RECORD LIST:
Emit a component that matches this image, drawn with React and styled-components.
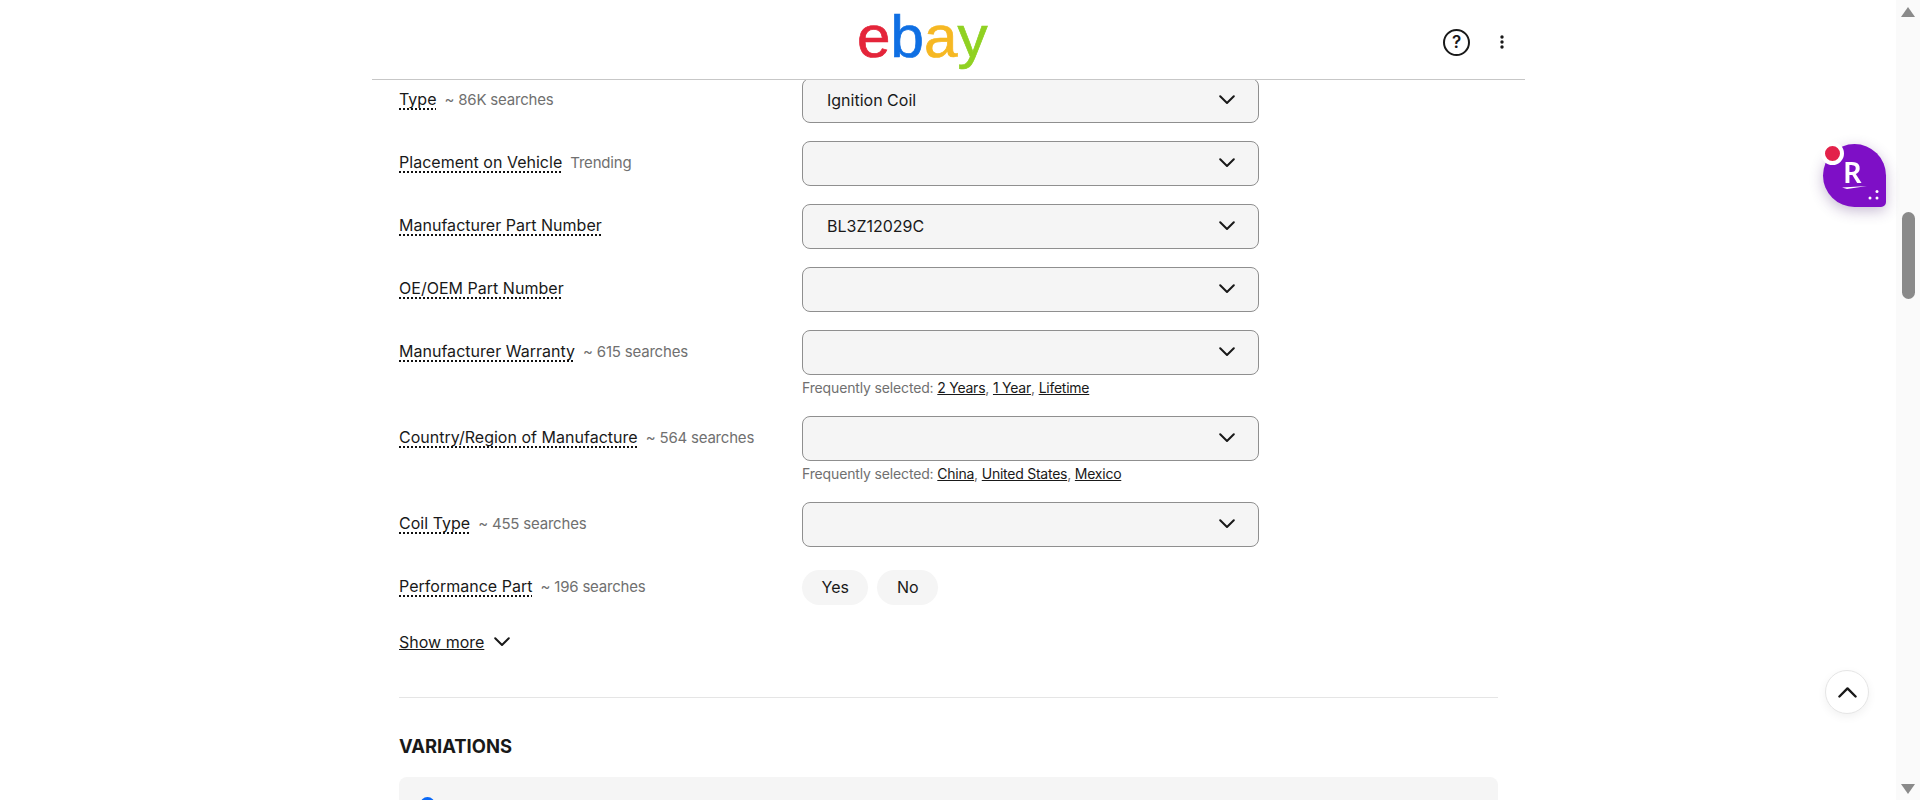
import React from "react";
import styled, { createGlobalStyle } from "styled-components";

const fields = [
  { label: "Type", note: "~ 86K searches", value: "Ignition Coil" },
  { label: "Placement on Vehicle", note: "Trending" },
  { label: "Manufacturer Part Number", value: "BL3Z12029C" },
  { label: "OE/OEM Part Number" },
  {
    label: "Manufacturer Warranty",
    note: "~ 615 searches",
    suggestions: ["2 Years", "1 Year", "Lifetime"],
  },
  {
    label: "Country/Region of Manufacture",
    note: "~ 564 searches",
    suggestions: ["China", "United States", "Mexico"],
  },
  { label: "Coil Type", note: "~ 455 searches" },
];

const Chevron = ({ up, ...props }) => (
  <svg width="16" height="10" viewBox="0 0 16 10" fill="none" {...props}>
    <path
      d={up ? "M1.2 8.8 8 2l6.8 6.8" : "M1.2 1.2 8 8l6.8-6.8"}
      stroke="#191919"
      strokeWidth="2"
      strokeLinecap="round"
      strokeLinejoin="round"
    />
  </svg>
);

const App = () => {
  return (
    <>
      <GlobalStyle />
      <Page>
        <Main>
          <Container>
            <Header>
              <Logo aria-label="eBay">
                <LogoLetter color="#e4253a">e</LogoLetter>
                <LogoLetter color="#0f6fe3">b</LogoLetter>
                <LogoLetter color="#f6b823">a</LogoLetter>
                <LogoLetter color="#90d122">y</LogoLetter>
              </Logo>
              <HeaderActions>
                <HelpIcon>?</HelpIcon>
                <svg width="4" height="14" viewBox="0 0 4 14" fill="#191919">
                  <circle cx="2" cy="2" r="1.7" />
                  <circle cx="2" cy="7" r="1.7" />
                  <circle cx="2" cy="12" r="1.7" />
                </svg>
              </HeaderActions>
            </Header>

            <Content>
              <Fields>
                {fields.map((field) => (
                  <Row key={field.label}>
                    <LabelCell>
                      <Label>{field.label}</Label>
                      {field.note && <Note>{field.note}</Note>}
                    </LabelCell>
                    <div>
                      <Select>
                        <span>{field.value}</span>
                        <Chevron />
                      </Select>
                      {field.suggestions && (
                        <Helper>
                          Frequently selected:{" "}
                          {field.suggestions.map((item, i) => (
                            <React.Fragment key={item}>
                              {i > 0 && ", "}
                              <HelperLink>{item}</HelperLink>
                            </React.Fragment>
                          ))}
                        </Helper>
                      )}
                    </div>
                  </Row>
                ))}
                <Row>
                  <LabelCell>
                    <Label>Performance Part</Label>
                    <Note>~ 196 searches</Note>
                  </LabelCell>
                  <Pills>
                    <Pill>Yes</Pill>
                    <Pill>No</Pill>
                  </Pills>
                </Row>
              </Fields>

              <ShowMore>
                <span>Show more</span>
                <Chevron />
              </ShowMore>

              <Divider />

              <SectionTitle>VARIATIONS</SectionTitle>
              <VariationBox>
                <RadioDot />
              </VariationBox>
            </Content>
          </Container>
        </Main>

        <Scrollbar>
          <ArrowUp />
          <Thumb />
          <ArrowDown />
        </Scrollbar>

        <RakutenButton>
          <RakutenBadge />
          <RakutenLetter>R</RakutenLetter>
          <RakutenMark width="63" height="63" viewBox="0 0 63 63">
            <path d="M19 43.5 44 42 24 45z" fill="#fff" />
            <circle cx="47" cy="54" r="1.5" fill="#fff" />
            <circle cx="54" cy="54" r="1.5" fill="#fff" />
            <circle cx="54" cy="47.5" r="1.5" fill="#fff" />
          </RakutenMark>
        </RakutenButton>

        <BackToTop>
          <Chevron up width="19" height="12" />
        </BackToTop>
      </Page>
    </>
  );
};

export default App;

const GlobalStyle = createGlobalStyle`
  html, body {
    margin: 0;
    padding: 0;
    background: #fff;
    overflow: hidden;
  }
  * {
    box-sizing: border-box;
  }
`;

const Page = styled.div`
  display: flex;
  height: 800px;
  overflow: hidden;
  font-family: Inter, "Liberation Sans", sans-serif;
  color: #191919;
`;

const Main = styled.main`
  flex: 1;
  min-width: 0;
`;

const Container = styled.div`
  width: 1153px;
  margin-left: 372px;
`;

const Header = styled.header`
  position: relative;
  z-index: 2;
  display: flex;
  align-items: flex-start;
  height: 80px;
  background: #fff;
  border-bottom: 1px solid #c7c7c7;
`;

const Logo = styled.div`
  margin-left: 485px;
  font-family: "Liberation Sans", Arial, sans-serif;
  font-size: 59px;
  line-height: 75px;
  -webkit-text-stroke: 0.7px currentColor;
  transform: scaleX(1.02);
  transform-origin: left center;
`;

const LogoLetter = styled.span`
  color: ${({ color }) => color};
`;

const HeaderActions = styled.div`
  display: flex;
  align-items: center;
  gap: 30px;
  margin-left: auto;
  margin-right: 21px;
  height: 84px;
`;

const HelpIcon = styled.span`
  display: flex;
  align-items: center;
  justify-content: center;
  width: 27px;
  height: 27px;
  border: 2px solid #191919;
  border-radius: 50%;
  font-size: 17px;
  font-weight: 600;
`;

const Content = styled.div`
  padding: 0 27px;
  margin-top: -2px;
`;

const Fields = styled.div`
  display: flex;
  flex-direction: column;
  gap: 18px;
`;

const Row = styled.div`
  display: grid;
  grid-template-columns: 403px 457px;
`;

const LabelCell = styled.div`
  display: flex;
  align-items: baseline;
  gap: 8px;
  padding-top: 9px;
  line-height: 24px;
`;

const Label = styled.span`
  font-size: 16px;
  letter-spacing: 0.02px;
  text-decoration: underline dotted #111 1.6px;
  text-underline-offset: 3px;
`;

const Note = styled.span`
  font-size: 15px;
  letter-spacing: -0.2px;
  color: #707070;
`;

const Select = styled.div`
  display: flex;
  align-items: center;
  justify-content: space-between;
  height: 45px;
  padding: 0 23px 2px 24px;
  background: #f5f5f5;
  border: 1px solid #8f8f8f;
  border-radius: 8px;
  font-size: 16px;
`;

const Helper = styled.div`
  margin: 3px 0 1px;
  font-size: 14px;
  line-height: 19px;
  letter-spacing: -0.15px;
  color: #707070;
`;

const HelperLink = styled.a`
  color: #191919;
  letter-spacing: -0.25px;
  text-decoration: underline;
`;

const Pills = styled.div`
  display: flex;
  gap: 9px;
  padding-top: 5px;
`;

const Pill = styled.span`
  display: flex;
  align-items: center;
  justify-content: center;
  padding: 0 19.5px 1px;
  height: 35px;
  background: #f5f5f5;
  border-radius: 18px;
  font-size: 16px;
`;

const ShowMore = styled.div`
  display: flex;
  align-items: center;
  gap: 10px;
  margin-top: 25px;
  line-height: 24px;
  font-size: 16px;
  span {
    text-decoration: underline;
  }
`;

const Divider = styled.hr`
  margin: 43px 0 0;
  border: 0;
  border-top: 1px solid #e5e5e5;
`;

const SectionTitle = styled.h2`
  margin: 36px 0 0;
  font-size: 18.4px;
  font-weight: 700;
  line-height: 24px;
`;

const VariationBox = styled.div`
  height: 120px;
  margin-top: 19px;
  padding: 20px 21px;
  background: #f5f5f5;
  border-radius: 8px;
`;

const RadioDot = styled.span`
  display: block;
  width: 15px;
  height: 15px;
  background: #0968f6;
  border-radius: 50%;
`;

const Scrollbar = styled.aside`
  position: relative;
  flex: 0 0 24px;
  display: flex;
  flex-direction: column;
  align-items: center;
  background: #fafafa;
`;

const ArrowUp = styled.span`
  margin-top: 7px;
  border-left: 7px solid transparent;
  border-right: 7px solid transparent;
  border-bottom: 10px solid #8a8a8a;
`;

const Thumb = styled.span`
  width: 13px;
  height: 87px;
  margin-top: 195px;
  background: #8a8a8a;
  border-radius: 7px;
`;

const ArrowDown = styled.span`
  margin-top: auto;
  margin-bottom: 6px;
  border-left: 7px solid transparent;
  border-right: 7px solid transparent;
  border-top: 10px solid #8a8a8a;
`;

const RakutenButton = styled.div`
  position: fixed;
  left: 1823px;
  top: 144px;
  width: 63px;
  height: 63px;
  background: #7e0fc6;
  border-radius: 50% 50% 5px 50%;
  box-shadow: 0 4px 14px rgba(70, 30, 110, 0.3);
`;

const RakutenBadge = styled.span`
  position: absolute;
  left: -2px;
  top: -2px;
  width: 23px;
  height: 23px;
  background: #e3224a;
  border: 4px solid #fff;
  border-radius: 50%;
`;

const RakutenLetter = styled.span`
  position: absolute;
  left: 20px;
  top: 13px;
  font-family: "Noto Sans", "Liberation Sans", sans-serif;
  font-size: 29px;
  font-weight: 600;
  line-height: 30px;
  color: #fff;
`;

const RakutenMark = styled.svg`
  position: absolute;
  left: 0;
  top: 0;
`;

const BackToTop = styled.div`
  position: fixed;
  left: 1825px;
  top: 670px;
  display: flex;
  align-items: center;
  justify-content: center;
  width: 44px;
  height: 44px;
  background: #fff;
  border: 1px solid #e5e5e5;
  border-radius: 50%;
  box-shadow: 0 3px 10px rgba(0, 0, 0, 0.06);
`;
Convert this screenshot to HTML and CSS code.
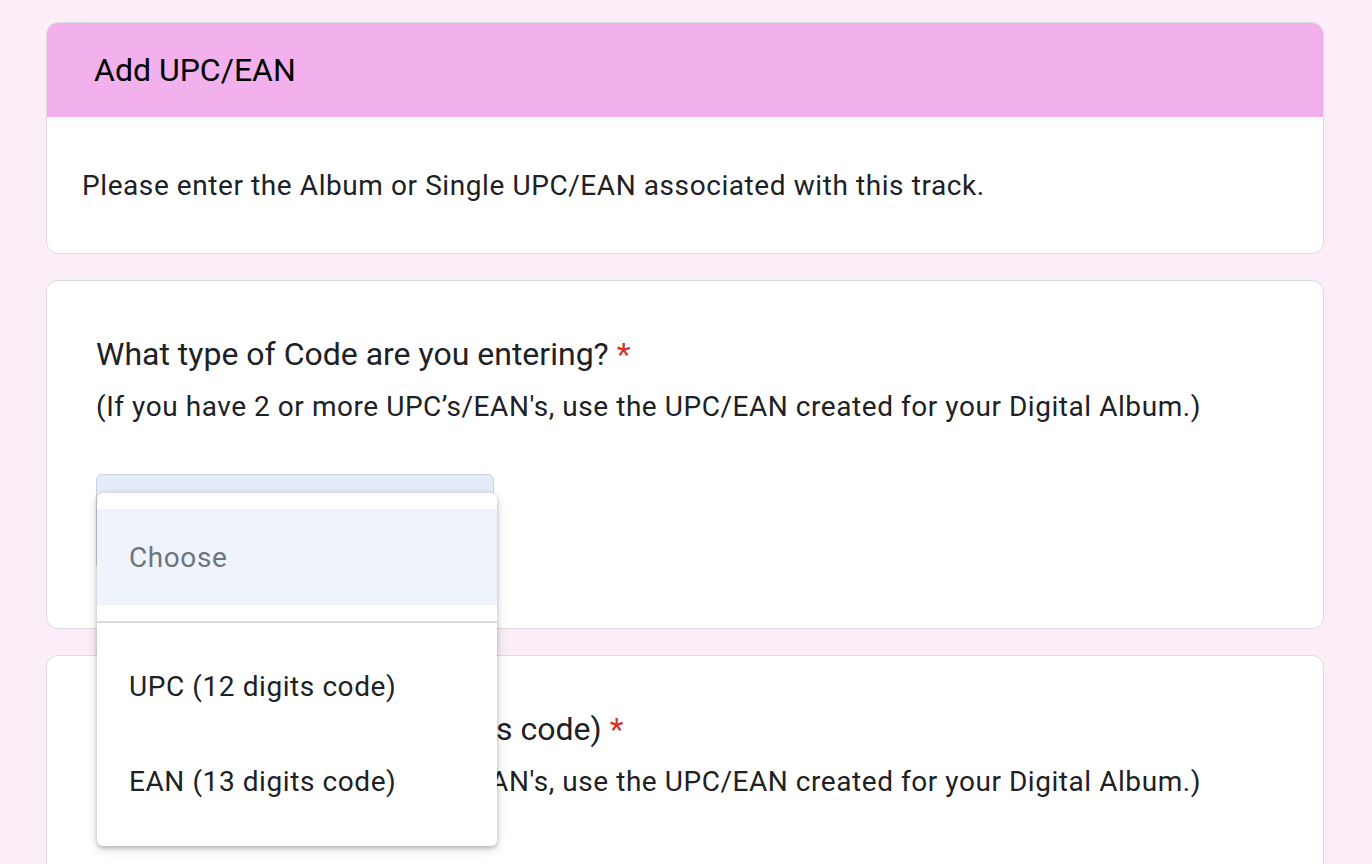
FILE: index.html
```html
<!DOCTYPE html>
<html lang="en">
<head>
<meta charset="utf-8">
<title>Add UPC/EAN</title>
<link rel="stylesheet" href="styles.css">
</head>
<body>
<main class="page">
  <section class="card card-intro">
    <header class="card-header">Add UPC/EAN</header>
    <div class="card-body">
      <p class="intro-text">Please enter the Album or Single UPC/EAN associated with this track.</p>
    </div>
  </section>

  <section class="card card-question card-raised">
    <h2 class="question">What type of Code are you entering? <span class="req">*</span></h2>
    <p class="hint">(If you have 2 or more UPC’s/EAN's, use the UPC/EAN created for your Digital Album.)</p>
    <div class="select-wrap">
      <div class="select-box"></div>
      <ul class="dropdown">
        <li class="option option-placeholder">Choose</li>
        <li class="divider"></li>
        <li class="option">UPC (12 digits code)</li>
        <li class="option">EAN (13 digits code)</li>
      </ul>
    </div>
  </section>

  <section class="card card-question card-last">
    <h2 class="question">UPC/EAN No. (12 or 13 digits code) <span class="req">*</span></h2>
    <p class="hint">(If you have 2 or more UPC’s/EAN's, use the UPC/EAN created for your Digital Album.)</p>
  </section>
</main>
</body>
</html>
```

FILE: styles.css
```css
html, body {
  margin: 0;
  padding: 0;
  overflow: hidden;
  background: #fbeef9;
  font-family: Roboto, "Noto Sans", Arial, sans-serif;
  color: #202124;
}

.page {
  display: flex;
  flex-direction: column;
  gap: 26px;
  padding: 22px 48px 0 46px;
  width: 1278px;
}

.card {
  background: #ffffff;
  border: 1px solid #dadce0;
  border-radius: 12px;
}

.card-intro {
  overflow: hidden;
}

.card-header {
  background: #f2b0ed;
  height: 95px;
  margin: -1px -1px 0 -1px;
  padding-left: 48px;
  display: flex;
  align-items: center;
  font-size: 32px;
  color: #000000;
  line-height: 1;
}

.card-body {
  height: 136px;
  display: flex;
  align-items: center;
  padding-left: 35px;
}

.intro-text {
  margin: 0;
  font-size: 28px;
  letter-spacing: 0.58px;
  line-height: 36px;
  color: #202124;
  padding-top: 2px;
}

.card-question {
  padding: 55px 48px 0 49px;
}

.card-raised {
  position: relative;
  z-index: 2;
  height: 292px;
}

.card-last {
  height: 260px;
}

.question {
  margin: 0;
  font-weight: 400;
  font-size: 32px;
  line-height: 36px;
  color: #202124;
}

.req {
  color: #d93025;
}

.hint {
  margin: 17px 0 0 0;
  font-size: 28px;
  letter-spacing: 0.55px;
  line-height: 36px;
  color: #202124;
}

.select-wrap {
  position: relative;
  margin-top: 49px;
  width: 398px;
}

.select-box {
  height: 96px;
  background: #e4ecf9;
  border: 1px solid #cfd3da;
  border-radius: 6px;
  box-sizing: border-box;
}

.dropdown {
  position: absolute;
  top: 19px;
  left: 1px;
  width: 400px;
  margin: 0;
  padding: 16px 0 17px 0;
  list-style: none;
  background: #ffffff;
  border-radius: 6px;
  box-shadow: 0 2px 4px rgba(0, 0, 0, 0.22), 0 3px 12px rgba(0, 0, 0, 0.14);
}

.option {
  height: 95px;
  display: flex;
  align-items: center;
  padding-left: 32px;
  font-size: 28px;
  letter-spacing: 0.58px;
  color: #202124;
}

.option-placeholder {
  height: 96px;
  background: #eef3fc;
  color: #70757a;
}

.divider {
  height: 2px;
  background: #dadada;
  margin: 16px 0 16px 0;
}
```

GIVEN REQUEST:
Copy every line above in which the string "this" shows up.

TASK ANSWER:
Emit a component that matches this image, drawn with React and styled-components.
Convert this screenshot to HTML and CSS code.
      <p class="intro-text">Please enter the Album or Single UPC/EAN associated with this track.</p>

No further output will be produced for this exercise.